From my perspective, women have very little to lose and a lot to gain by simply making the first contact. You don't have to ask him out or do anything other than simply initiate a conversation.

It may help you if you don't have any goals when you initiate the conversation, other than to simply have a brief but pleasant conversation with a new person. If you keep your goal small, it is much less likely to seem intimidating. If you look at it from that perspective, you may realize that you have it within you already to initiate a short conversation with him without using any of the helper aids I mentioned above.

I hope this is helpful for you and that I didn't turn you off by providing advice that you didn't request. One of the reasons why I did this is because I think that there would be a lot more people in relationships if women could start approaching men as much as men approach women. It would almost double everybody's chances of meeting the person that they want.
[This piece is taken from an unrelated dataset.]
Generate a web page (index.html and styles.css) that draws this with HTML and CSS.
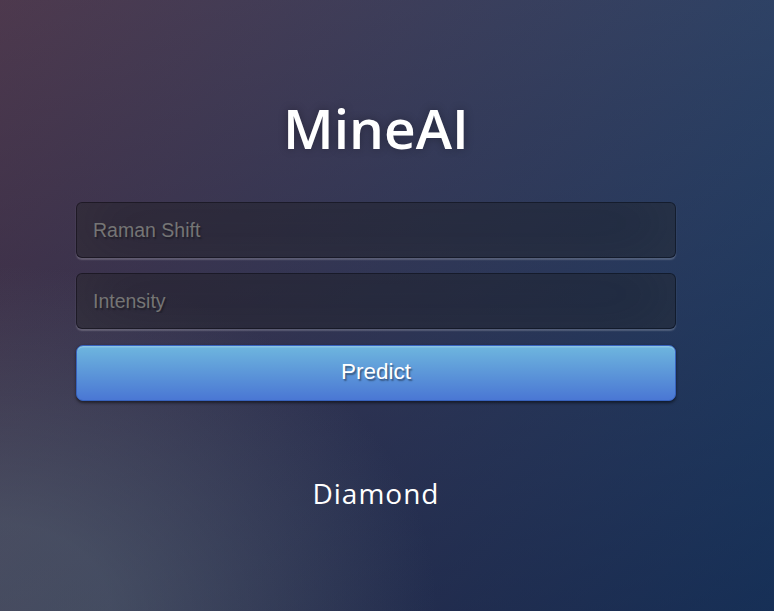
FILE: index.html
```html
<!DOCTYPE html>
<html lang="en">
<head>
<meta charset="utf-8">
<title>MineAI</title>
<link rel="stylesheet" href="styles.css">
</head>
<body>
<div class="login">
  <h1 class="title">MineAI</h1>
  <form class="form">
    <input class="field" type="text" placeholder="Raman Shift">
    <input class="field" type="text" placeholder="Intensity">
    <button class="btn" type="button">Predict</button>
  </form>
  <p class="result">Diamond</p>
</div>
</body>
</html>
```

FILE: styles.css
```css
html, body {
  margin: 0;
  width: 100%;
  height: 100%;
  overflow: hidden;
}
body {
  font-family: "Open Sans", "Noto Sans", sans-serif;
  background-color: #092756;
  background-image:
    radial-gradient(ellipse farthest-corner at 0% 100%, rgba(104,128,138,.4) 10%, rgba(138,114,76,0) 40%),
    linear-gradient(to bottom, rgba(57,173,219,.25) 0%, rgba(42,60,87,.4) 100%),
    linear-gradient(135deg, #670d10 -25%, #092756 100%);
}
.login {
  width: 600px;
  margin-left: 76px;
  padding-top: 90px;
}
.title {
  margin: 0 0 36px;
  font-size: 55px;
  line-height: 76px;
  font-weight: 600;
  color: #fff;
  text-align: center;
  text-shadow: 0 0 10px rgba(0,0,0,0.3);
}
.form {
  display: flex;
  flex-direction: column;
  gap: 15px;
  margin: 0;
}
.field {
  box-sizing: border-box;
  width: 100%;
  height: 56px;
  margin: 0;
  padding: 0 16px;
  font-family: "Liberation Sans", Arial, sans-serif;
  font-size: 19.5px;
  color: #fff;
  background: rgba(0,0,0,0.3);
  border: 1.5px solid rgba(0,0,0,0.3);
  border-radius: 6px;
  outline: none;
  text-shadow: 1.5px 1.5px 1.5px rgba(0,0,0,0.3);
  box-shadow: inset 0 -7px 67px rgba(100,100,100,0.2), 0 1.5px 1.5px rgba(255,255,255,0.2);
}
.field::placeholder {
  color: #757575;
}
.btn {
  box-sizing: border-box;
  width: 100%;
  height: 56px;
  margin-top: 1px;
  padding: 0 0 2px;
  font-family: "Liberation Sans", Arial, sans-serif;
  font-size: 22.5px;
  color: #fff;
  background-color: #4a77d4;
  background-image: linear-gradient(to bottom, #6eb6de, #4a77d4);
  border: 1.5px solid #3762bc;
  border-radius: 7px;
  text-shadow: 1.5px 1.5px 1.5px rgba(0,0,0,0.4);
  box-shadow: inset 0 1.5px 0 rgba(255,255,255,0.2), 0 1.5px 3px rgba(0,0,0,0.5);
  cursor: pointer;
}
.result {
  margin: 73px 0 0;
  font-size: 28px;
  line-height: 38px;
  letter-spacing: 1px;
  color: #fff;
  text-align: center;
}
```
Isn't that a worthwhile goal?

Reading this over, I realize that it sounds like I'm a professional dating coach, but I'm not. (Although I could probably use the services of one.) But this is a topic that I've thought about a lot, and I often encourage women to take the initiative because most times you'll get a positive response.

Even if you don't end up dating the guy, you may become buddies with him, and eventually meet his friends. If he likes you as a friend, he will be inclined to try to hook you up with his single friends. You might be even more attracted to his friends than you are to him. I've seen that happen before.

Best of luck.


Girls…what do you think? Have you the nerve to take this poster’s advice?

And guys…how would you react if approached by a woman in this way?